These Olympics were made even more cruel by a year’s delay from the pandemic. At first the countdown was paused, then a full year was added to the clock. And strict protocols meant that travel parties to the Olympics were severely limited — none of the usual family and friends who typically provide mental support. The people who usually share the experience, the believers and the huggers, are far away.
And with competitors having limited time in the Olympic Village (most of them could not check in until five days before their competition and had to leave within a day of competing) and restricted interaction while they were there, the usual networks were snipped away. The absence of fans in the stands makes the sense of loneliness more stark. No one is there to cheer the effort, win or lose.

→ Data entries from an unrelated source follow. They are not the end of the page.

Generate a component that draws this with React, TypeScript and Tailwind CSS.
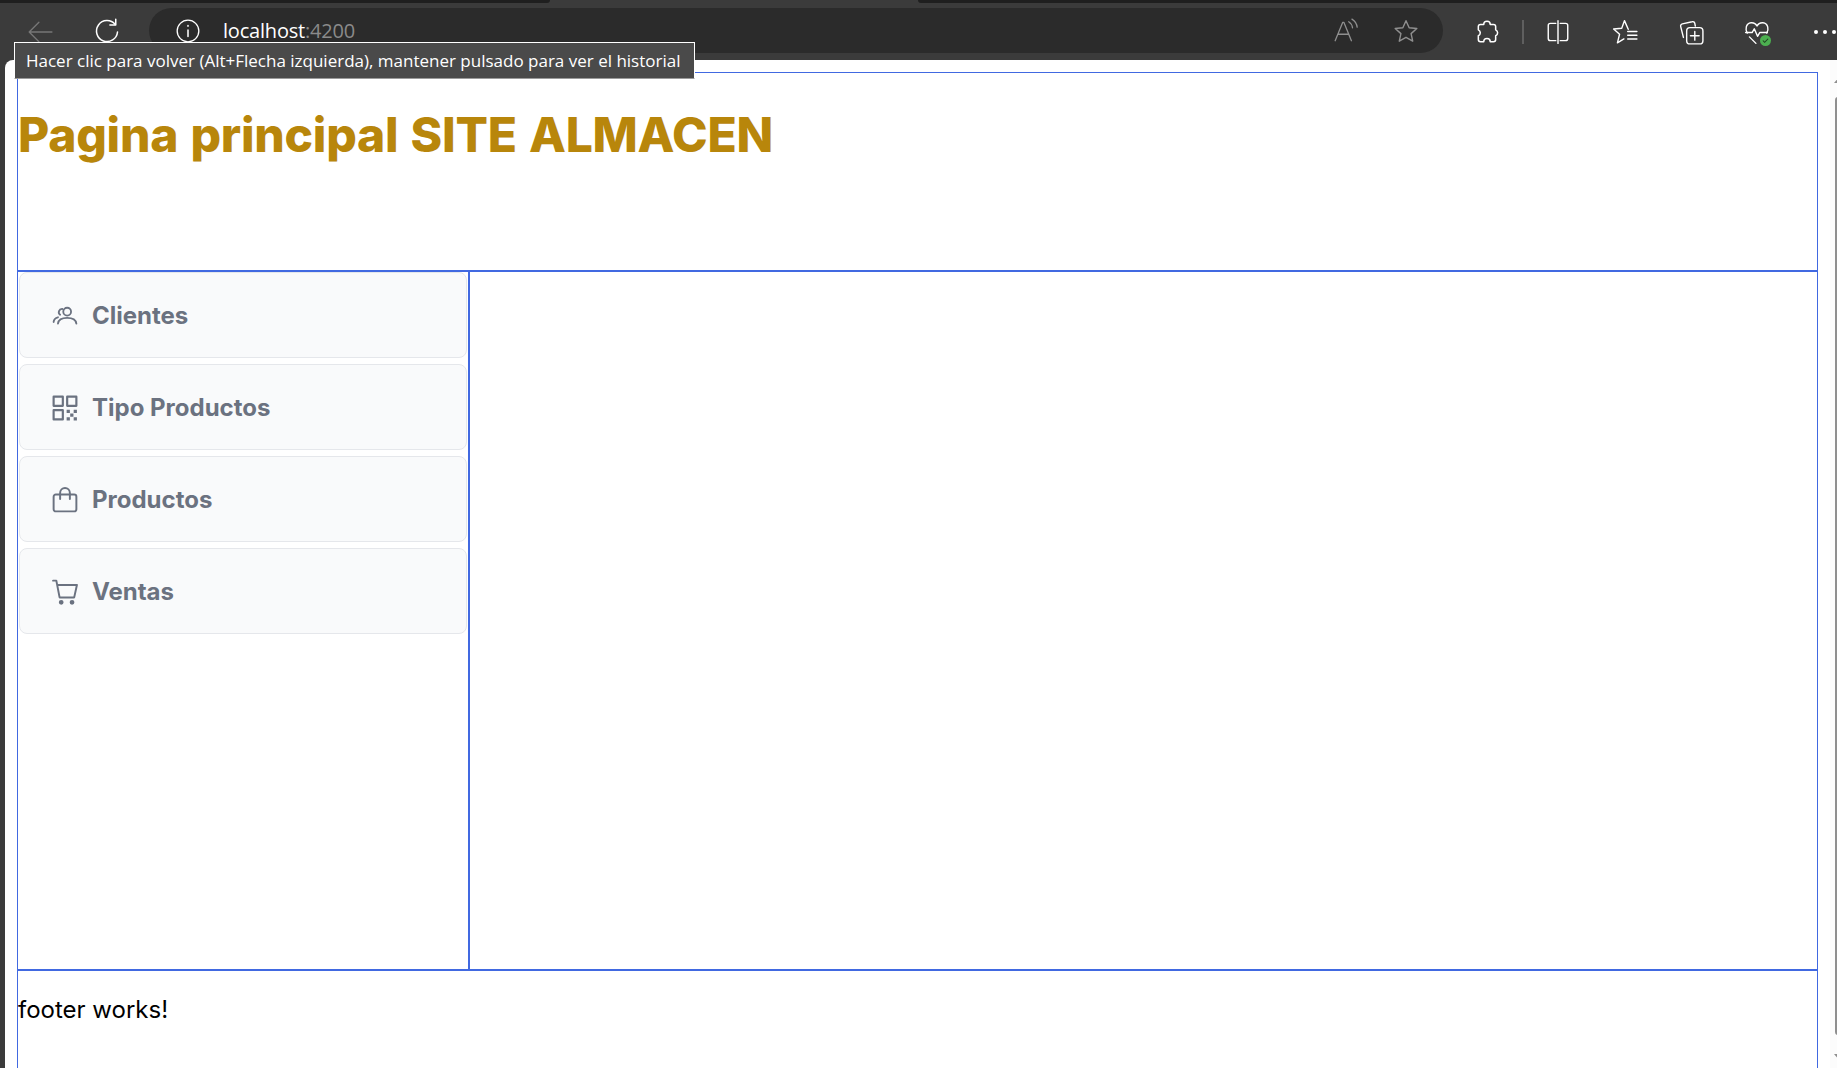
import type { ReactNode } from "react"

function Svg({ size = 26, sw = 1.5, children }: { size?: number; sw?: number; children: ReactNode }) {
  return (
    <svg
      width={size}
      height={size}
      viewBox="0 0 24 24"
      fill="none"
      stroke="currentColor"
      strokeWidth={sw}
      strokeLinecap="round"
      strokeLinejoin="round"
      className="shrink-0"
    >
      {children}
    </svg>
  )
}

const navItems = [
  {
    label: "Clientes",
    icon: (
      <Svg sw={1.7}>
        <circle cx="14" cy="8" r="3.6" />
        <path d="M5.5 19c.5-3.500 3.500-5.200 8.500-5.200s8 1.700 8.500 5.200" />
        <path d="M9.500 5.500a3 3 0 0 0-2 5.400" />
        <path d="M1.500 17.500c.2-2.200 1.500-3.700 4-4.300" />
      </Svg>
    ),
  },
  {
    label: "Tipo Productos",
    icon: (
      <Svg sw={2}>
        <rect x="1.500" y="1.500" width="8.500" height="8.500" />
        <rect x="14" y="1.500" width="8.500" height="8.500" />
        <rect x="1.500" y="14" width="8.500" height="8.500" />
        <path d="M13.500 13.500h3v3h-3zM20 13.500h3v3h-3zM16.800 17h3v3h-3zM13.500 20.500h3v3h-3zM20 20.500h3v3h-3z" fill="currentColor" stroke="none" />
      </Svg>
    ),
  },
  {
    label: "Productos",
    icon: (
      <Svg sw={1.8}>
        <rect x="1.500" y="7" width="21" height="15.500" rx="2" />
        <path d="M7.500 11V5.500a4.500 4.500 0 0 1 9 0V11" />
      </Svg>
    ),
  },
  {
    label: "Ventas",
    icon: (
      <Svg sw={1.8}>
        <path d="M1 1.500h3l3 15.500h13.500l2.500-11.500H4.800" />
        <circle cx="8.500" cy="21.500" r="1.300" fill="currentColor" />
        <circle cx="18.500" cy="21.500" r="1.300" fill="currentColor" />
      </Svg>
    ),
  },
]

function BrowserBar() {
  return (
    <div className="h-[60px] shrink-0 flex flex-col bg-[#3b3b3b] text-white">
      <div className="h-[3px] flex">
        <div className="w-[550px] bg-[#1f1f1f] rounded-br-md" />
        <div className="w-[368px]" />
        <div className="flex-1 bg-[#1f1f1f] rounded-bl-md" />
      </div>
      <div className="flex-1 flex items-center pl-[27px]">
        <span className="text-[#777777]">
          <Svg sw={1.2}>
            <path d="M23 12H2M11 3l-9 9 9 9" />
          </Svg>
        </span>
        <span className="ml-[40px]">
          <Svg size={28} sw={1.3}>
            <path d="M19 5.500A9 9 0 1 0 21 12" />
            <path d="M19.500 1v5h-5" />
          </Svg>
        </span>
        <div className="ml-[28px] w-[1294px] h-[45px] rounded-full bg-[#2b2b2b] flex items-center pl-[26px] pr-[24px] shrink-0 -translate-y-[1px]">
          <Svg sw={1.2}>
            <circle cx="12" cy="12" r="10" />
            <path d="M12 11v6M12 7v.5" strokeWidth="1.400" />
          </Svg>
          <span className="ml-[22px] text-[20px] font-['Open_Sans',sans-serif] tracking-[-0.2px]">
            localhost<span className="text-[#8a8a8a]">:4200</span>
          </span>
          <span className="ml-auto text-[#8f8f8f]">
            <Svg sw={1.2}>
              <path d="M2 21 9 4h1l7 17M4.500 15h10" />
              <path d="M14.500 3.500c2 1.200 3.200 3.200 3.500 5.500M17.500 1c2.800 1.800 4.500 4.500 4.800 7.500" />
            </Svg>
          </span>
          <span className="ml-[34px] text-[#8f8f8f]">
            <Svg sw={1.3}>
              <path d="m12 2.500 2.900 6.500 7.100.7-5.300 4.700 1.500 7-6.200-3.600-6.200 3.600 1.500-7L2 9.700 9.100 9z" />
            </Svg>
          </span>
        </div>
        <div className="flex items-center pl-[31px] shrink-0">
          <Svg sw={1.4}>
            <path d="M9 5a3 3 0 0 1 6 0h3a2 2 0 0 1 2 2v3a3 3 0 0 1 0 5.500V19a2 2 0 0 1-2 2h-3a3 3 0 0 0-6 0H6a2 2 0 0 1-2-2v-3.500a3 3 0 0 0 0-5.500V7a2 2 0 0 1 2-2z" />
          </Svg>
          <div className="ml-[22px] w-[2px] h-[24px] bg-[#5f5f5f]" />
          <div className="ml-[21px]">
            <Svg sw={1.3}>
              <path d="M10 4H5a2 2 0 0 0-2 2v12a2 2 0 0 0 2 2h5M14 4h5a2 2 0 0 1 2 2v12a2 2 0 0 1-2 2h-5M12 1.500v21" />
            </Svg>
          </div>
          <div className="ml-[41px]">
            <Svg sw={1.3}>
              <path d="M15 9.500 11.500 1.500 9 8.500l-7.500.8 5.500 4.700-2 8 6-3.600" />
              <path d="M14.500 11.500h8.500M14.500 15h8.500M14.500 18.500h8.500" />
            </Svg>
          </div>
          <div className="ml-[40px]">
            <Svg sw={1.3}>
              <path d="M5 17 2.500 7a2 2 0 0 1 1.500-2.500l9-2a2 2 0 0 1 2.500 1.500l.5 2.500" />
              <rect x="8" y="8" width="15" height="15" rx="3" />
              <path d="M15.500 11.500v8M11.500 15.500h8" />
            </Svg>
          </div>
          <div className="ml-[40px] relative">
            <Svg sw={1.3}>
              <path d="M3 13C1 10 1.500 4 6.500 3.500c2.500-.2 4.500 1 5.500 3 1-2 3-3.200 5.500-3C22.500 4 23 10 21 13" />
              <path d="M1.500 12.500h6l2-3.500 3 7 2-3.500h7M5 16.500l6 6" />
            </Svg>
            <span className="absolute right-[-1px] bottom-[-1px] w-[11px] h-[11px] rounded-full bg-[#4caf50] flex items-center justify-center">
              <svg width="7" height="7" viewBox="0 0 8 8" fill="none" stroke="#1f3d20" strokeWidth="1.200">
                <path d="m1 4 2 2 4-4" />
              </svg>
            </span>
          </div>
          <div className="ml-[44px] flex gap-[5px]">
            <span className="w-[4px] h-[4px] rounded-full bg-white" />
            <span className="w-[4px] h-[4px] rounded-full bg-white" />
            <span className="w-[4px] h-[4px] rounded-full bg-white" />
          </div>
        </div>
      </div>
    </div>
  )
}

// only the left part of the scrollbar is on screen, the rest is cut off
function Scrollbar() {
  return (
    <div className="w-[7px] shrink-0 overflow-hidden bg-[#fcfcfc] flex flex-col items-start pl-[4px] pt-[17px] pb-[8px]">
      <span className="shrink-0 w-0 h-0 border-x-[5px] border-x-transparent border-b-[6px] border-b-[#8f8f8f]" />
      <span className="mt-[14px] ml-[1px] w-[6px] flex-1 rounded-full bg-[#8f8f8f]" />
      <span className="mt-[19px] shrink-0 w-0 h-0 border-x-[5px] border-x-transparent border-t-[6px] border-t-[#8f8f8f]" />
    </div>
  )
}

export default function App() {
  return (
    <div className="relative h-screen overflow-hidden flex flex-col bg-[#3b3b3b] font-['Inter',sans-serif]">
      <BrowserBar />

      <div className="absolute left-[14px] top-[42px] z-10 w-[681px] h-[37px] flex items-center pl-[11px] bg-[#4a4a4a] border border-white border-b-[#9a9a9a] text-white text-[17px] font-['Open_Sans',sans-serif] whitespace-nowrap">
        Hacer clic para volver (Alt+Flecha izquierda), mantener pulsado para ver el historial
      </div>

      <div className="flex-1 min-h-0 ml-[5px] flex bg-white rounded-tl-lg overflow-hidden">
        <div className="flex-1 min-w-0 pl-[12px] pr-[12px] pt-[12px]">
          <div className="h-[1100px] border-x border-t border-[#4169e1] flex flex-col">
            <header className="h-[199px] shrink-0 border-b-2 border-[#4169e1]">
              <h1 className="mt-[33px] text-[48px] leading-[58px] font-extrabold tracking-[-0.25px] [word-spacing:2px] text-[#b8860b]">Pagina principal SITE ALMACEN</h1>
            </header>
            <div className="h-[697px] shrink-0 flex">
              <aside className="w-[452px] shrink-0 border-r-2 border-[#4169e1] flex flex-col gap-[6px] px-px">
                {navItems.map((item) => (
                  <div
                    key={item.label}
                    className="h-[86px] flex items-center gap-[14px] pl-[32px] pt-[1px] bg-[#f9fafb] border border-[#e5e7eb] rounded-lg text-[#6b7280]"
                  >
                    {item.icon}
                    <span className="text-[24px] font-bold">{item.label}</span>
                  </div>
                ))}
              </aside>
              <main className="flex-1" />
            </div>
            <footer className="flex-1 border-t-2 border-[#4169e1] pt-[23px]">
              <p className="text-[24px] leading-[32px] text-black">footer works!</p>
            </footer>
          </div>
        </div>
        <Scrollbar />
      </div>
    </div>
  )
}
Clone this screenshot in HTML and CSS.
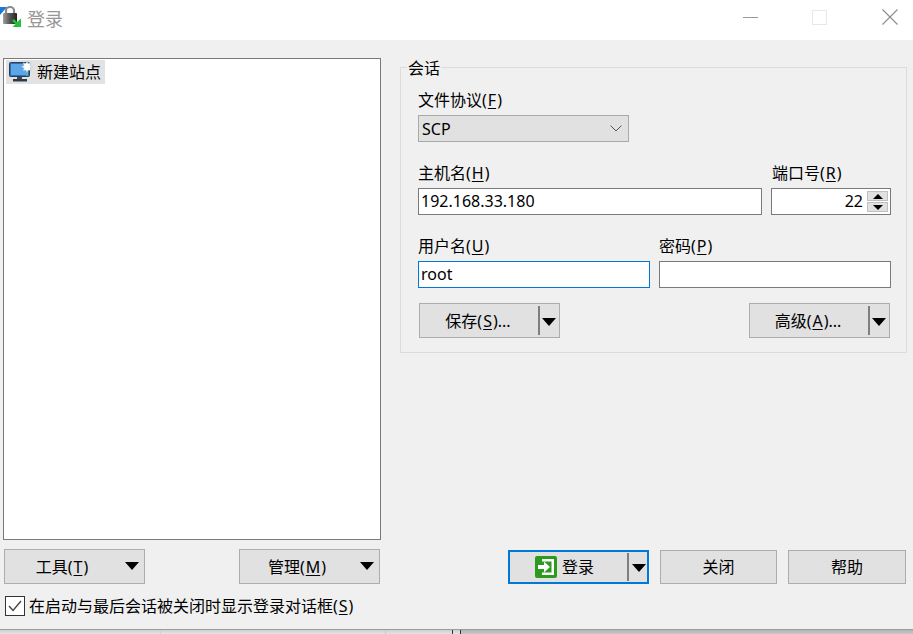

The surfer Carissa Moore, a four-time world champion, qualified for the Olympics more than 18 months ago. She was racked with nerves 20 minutes before her gold medal heat.
“I had to call home and be like, ‘OK, what do I do?’” she said. “They’re like, ‘You know what to do.’ I don’t think that that little self-doubt voice ever goes away. It’s just learning how to tell her: ‘Hey, just be quiet for a little bit, I got this.’”
Olympic lore is filled with names of athletes who seemed unfazed by the pressure to perform at the scheduled time, from Bonnie Blair to Michael Phelps, Shaun White to Chloe Kim, Carl Lewis to Usain Bolt.